‘White elephant’ green spending should be ploughed into road and rail infrastructure
A right-leaning think tank has published a report arguing that the billions spent on subsidising the green agenda would be better spent on the UK's basic infrastructure.
Reform, a pro-market forces think tank, says that the UK’s infrastructure is ranked 34th in the world, despite it being the sixth richest country in the world.
It argues that money spent on ‘white elephant projects without financial merit’ such as offshore wind farms and high-speed rail links would be put to better use in basic transport, utilities and communications infrastructure.
It pours scorn on the cross-party interest in a green technology revolution, calling this is “a new corporatist agenda with as little hope as the white heat of the 1960s.”
The report calls for a greater use of public-private partnerships for financing infrastructure and Government to focus on economic benefits rather than meeting social goals or propping up industry.
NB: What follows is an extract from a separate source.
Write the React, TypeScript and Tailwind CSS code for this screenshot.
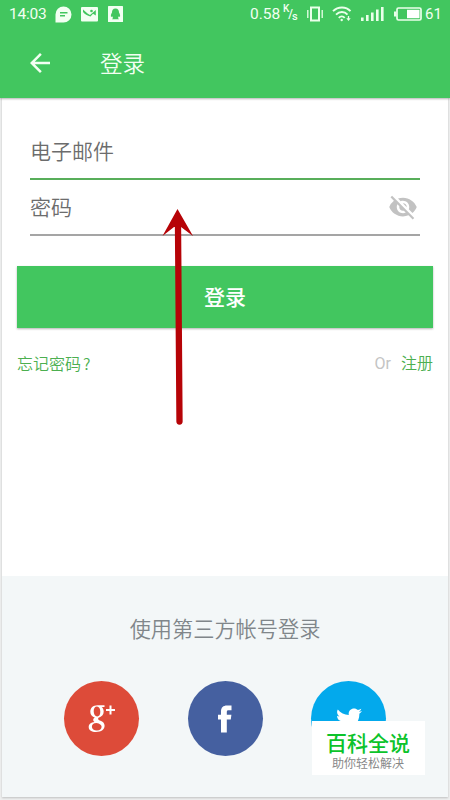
import { FaTwitter } from "react-icons/fa";
import { MdArrowBack, MdVisibilityOff } from "react-icons/md";

const StatusBar = () => {
  return (
    <div className="flex h-7 items-center justify-between pl-[9px] pr-[9px] text-[15.5px] leading-none">
      <div className="flex items-center">
        <span className="mt-px w-[46px] tracking-[-0.2px]">14:03</span>

        {/* message bubble */}
        <svg width="17" height="17" viewBox="0 0 17 17" className="shrink-0">
          <path d="M8.5 0.5a8 8 0 1 1 0 16H0.5V8.5a8 8 0 0 1 8-8z" fill="#f2fff2" />
          <path d="M5 6.7h7.5M5 9.8h5" stroke="#42c65f" strokeWidth="1.4" />
        </svg>

        {/* picture */}
        <svg width="17" height="15" viewBox="0 0 17 15" className="ml-[9px] shrink-0">
          <rect width="17" height="14.5" rx="1" fill="#f2fff2" />
          <path d="M2 2.5L6.500 6.500L9 8L14.800 3V8.500L12 6.800L9.500 9.500C6.500 9 3.500 7 2 5z" fill="#42c65f" />
          <circle cx="10.500" cy="4" r="1.300" fill="#42c65f" />
        </svg>

        {/* penguin */}
        <svg width="15" height="16" viewBox="0 0 15 16" className="ml-[10px] shrink-0">
          <rect width="15" height="16" rx="0.5" fill="#f2fff2" />
          <path
            d="M7.5 2.500C5 2.500 3.900 4.300 4 6.500C3 8.300 2.500 10 3.200 11L4.200 10.300L5 12L4 13.200H11L10 12L10.800 10.300L11.800 11C12.500 10 12 8.300 11 6.500C11.100 4.300 10 2.500 7.500 2.500z"
            fill="#42c65f"
          />
        </svg>
      </div>

      <div className="flex items-center">
        <span className="mt-px w-[33px]">0.58</span>
        <span className="flex w-[17px] text-[10px] font-medium">
          <span className="-mt-[3px]">K</span>
          <span className="-mx-px mt-px text-[12px]">/</span>
          <span className="mt-[4px] text-[11px]">s</span>
        </span>

        {/* vibrate */}
        <svg width="16" height="16" viewBox="0 0 16 16" className="ml-[7px] shrink-0" fill="none" stroke="#eaffea">
          <rect x="4" y="1.500" width="8" height="13" strokeWidth="2" />
          <path d="M0.800 4v8M15.200 4v8" strokeWidth="1.300" />
        </svg>

        {/* wifi */}
        <svg width="20" height="16" viewBox="0 0 20 16" className="ml-[9px] shrink-0" fill="none" stroke="#eaffea" strokeWidth="1.900">
          <path d="M1 5.200C6 0.200 14 0.200 18.500 5.200" />
          <path d="M4 8.600C7.500 5.200 12.500 5.200 15.500 8.600" />
          <path d="M6.800 11.800C8.500 9.900 11 9.900 12.700 11.800" />
          <circle cx="9.700" cy="14" r="1.200" fill="#eaffea" stroke="none" />
          <path d="M16.500 10v3" strokeWidth="1.300" />
          <path d="M14.300 12.300h4.400l-2.200 2.700z" fill="#eaffea" stroke="none" />
        </svg>

        {/* signal */}
        <svg width="23" height="15" viewBox="0 0 23 15" className="-mt-px ml-[9px] shrink-0" fill="#eaffea">
          <rect x="0" y="11.500" width="2.600" height="3.500" />
          <rect x="5" y="9" width="2.600" height="6" />
          <rect x="10" y="6.500" width="2.600" height="8.500" />
          <rect x="15" y="3.500" width="2.600" height="11.500" />
          <rect x="20" y="1" width="2.600" height="14" />
        </svg>

        {/* battery */}
        <svg width="28" height="14" viewBox="0 0 28 14" className="ml-[10px] shrink-0">
          <rect x="3" y="1" width="24" height="12" rx="1.500" fill="none" stroke="#eaffea" strokeWidth="1.700" />
          <rect x="0" y="4.500" width="2.500" height="5" fill="#eaffea" />
          <rect x="13" y="2.800" width="12.500" height="8.400" fill="#fff" />
        </svg>
        <span className="ml-[3px] mt-px w-[16px] text-[15px]">61</span>
      </div>
    </div>
  );
};

const App = () => {
  return (
    <div className="relative flex h-[800px] w-[450px] flex-col overflow-hidden bg-[#eeefef] font-['Roboto','Noto_Sans_CJK_SC',sans-serif]">
      <header className="z-10 h-[98px] shrink-0 bg-[#42c65f] text-[#f2fff2] shadow-[0_1px_2px_rgba(0,0,0,0.3)]">
        <StatusBar />
        <div className="flex h-[70px] items-center pl-[25px]">
          <MdArrowBack size={30} />
          <h1 className="mt-[3px] ml-[45px] text-[22.5px] font-[350]">登录</h1>
        </div>
      </header>

      <main className="mx-[2px] mb-[3px] flex flex-1 flex-col bg-white shadow-[0_1px_2px_rgba(0,0,0,0.2)]">
        <div className="mx-7 mt-[26px] flex h-[56px] items-center border-b-2 border-[#58ae5a] text-[21px] font-[350] text-[#6c6c6c]">
          <span className="mt-[3px]">电子邮件</span>
        </div>
        <div className="mx-7 flex h-[56px] items-center justify-between border-b-2 border-[#a5a5a5] text-[21px] font-[350] text-[#6c6c6c]">
          <span className="mt-[3px]">密码</span>
          <MdVisibilityOff size={30} className="mr-[2px] text-[#c2c2c2]" />
        </div>

        <button className="mx-[15px] mt-[30px] h-[62px] shrink-0 bg-[#42c65f] pt-[4px] text-[21px] font-medium text-white shadow-[0_1px_2px_rgba(0,0,0,0.3)]">
          登录
        </button>

        <div className="mx-[15px] mt-[24px] flex h-6 items-center text-[16px] text-[#4caf50]">
          <a className="font-[350]">忘记密码<span className="ml-[2px] font-['Noto_Sans_CJK_SC',sans-serif]">?</span></a>
          <span className="ml-auto text-[#c4c4c4]">Or</span>
          <a className="ml-[10px] font-[350]">注册</a>
        </div>

        <section className="mt-auto h-[221px] bg-[#f3f7f8]">
          <p className="pt-[39px] text-center text-[21.2px] font-[350] leading-[30px] text-[#80868a]">使用第三方帐号登录</p>
          <div className="mt-[36px] flex justify-between px-[62px]">
            <div className="flex size-[75px] items-center justify-center rounded-full bg-[#dd4b39] text-white">
              {/* looped g and plus */}
              <svg width="28" height="29" viewBox="0 0 28 29" fill="none" stroke="#fff">
                <path
                  d="M16.500 1.200H9.500C5 1.200 2.300 4 2.300 7.700C2.300 10.800 4.300 12.900 6.800 13.500C4.800 14.800 4.600 16.800 6.500 18C3 18.300 0.700 20.200 0.700 23C0.700 26.200 3.700 28 8 28C13.500 28 16.600 25.300 16.600 21.800C16.600 19 14.800 17.800 12.500 16.800C10.500 15.900 9.400 15.300 10.500 13.700C13.700 12.900 15.700 10.600 15.700 7.500C15.700 5.500 14.900 3.900 13.700 2.900H16.500zM9 2.500C11 2.500 12.300 4.600 12.300 7.800C12.300 10.700 11.200 12.400 9.200 12.400C7.100 12.400 5.700 10.300 5.700 7.200C5.700 4.300 6.900 2.500 9 2.500zM8.500 18.900C11.800 19.500 13.600 20.700 13.600 22.800C13.600 25 11.800 26.500 8.900 26.500C5.900 26.500 3.900 25 3.900 22.700C3.900 20.500 5.500 19 8.500 18.900z"
                  fill="#fff"
                  fillRule="evenodd"
                  stroke="none"
                />
                <path d="M22.500 1.500V10.500M18 6H27" strokeWidth="2" />
              </svg>
            </div>
            <div className="flex size-[75px] items-center justify-center rounded-full bg-[#4560a0] text-white">
              <svg width="14" height="28" viewBox="0 0 14 28" fill="#fff">
                <path d="M3 27.500V14.500H0V9.800H3V6.500C3 2.500 5.200 0.500 9 0.500H13.500V5.200H10.500C9.200 5.200 8.800 5.800 8.800 7V9.800H13.400L12.800 14.500H8.800V27.500z" />
              </svg>
            </div>
            <div className="flex size-[75px] items-center justify-center rounded-full bg-[#03a9ec] text-white">
              <FaTwitter size={26} />
            </div>
          </div>
        </section>
      </main>

      {/* pointer up to the password field */}
      <svg width="34" height="220" viewBox="0 0 34 220" className="absolute left-[161px] top-[207px] z-20">
        <path d="M17 19L18.500 214.500" stroke="#b60307" strokeWidth="6.300" strokeLinecap="round" />
        <path d="M16.500 2L32 29L20 20H13L1.500 29z" fill="#b60307" />
      </svg>

      <div className="absolute left-[312px] top-[721px] z-20 flex h-[54px] w-[113px] flex-col items-center bg-white font-['Noto_Sans_CJK_SC',sans-serif]">
        <span className="-ml-px mt-[9px] text-[21px] font-medium leading-[25px] text-[#0cc32b]">百科全说</span>
        <span className="-ml-px mt-px text-[12px] leading-[14px] text-[#888]">助你轻松解决</span>
      </div>
    </div>
  );
};

export default App;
The report actually praised one scheme with environmental benefits – the London Congestion Charge – as it was in keeping with its advice that Government should pursue a policy of charges for those who use particular facilities or services, rather than blanket taxes for all.
It did recommend, however, that green tax schemes, such as the Renewables Obligation Certificates, should be phased out.
As might be expected,the think tank’s findings are not universally accepted.
Adrian Wilkes, chairman of the Environmental Industries Commission, told edie that it authors were out on a limb and going against the consensus of a growing number of governments, not just Britain’s.
Simply looking at the up-front cost of green infrastructure rather than long term savings was, he claimed, not seeing the whole picture.
“The problem is that we are dealing with a market failure here,” he said.
“As if you don’t factor in the cost of carbon or any other kind of pollution, your market system is going to be fatally flawed.
“The human race faces a huge challenge to solve the climate change problem that’s going to require trillions of dollars of investment.”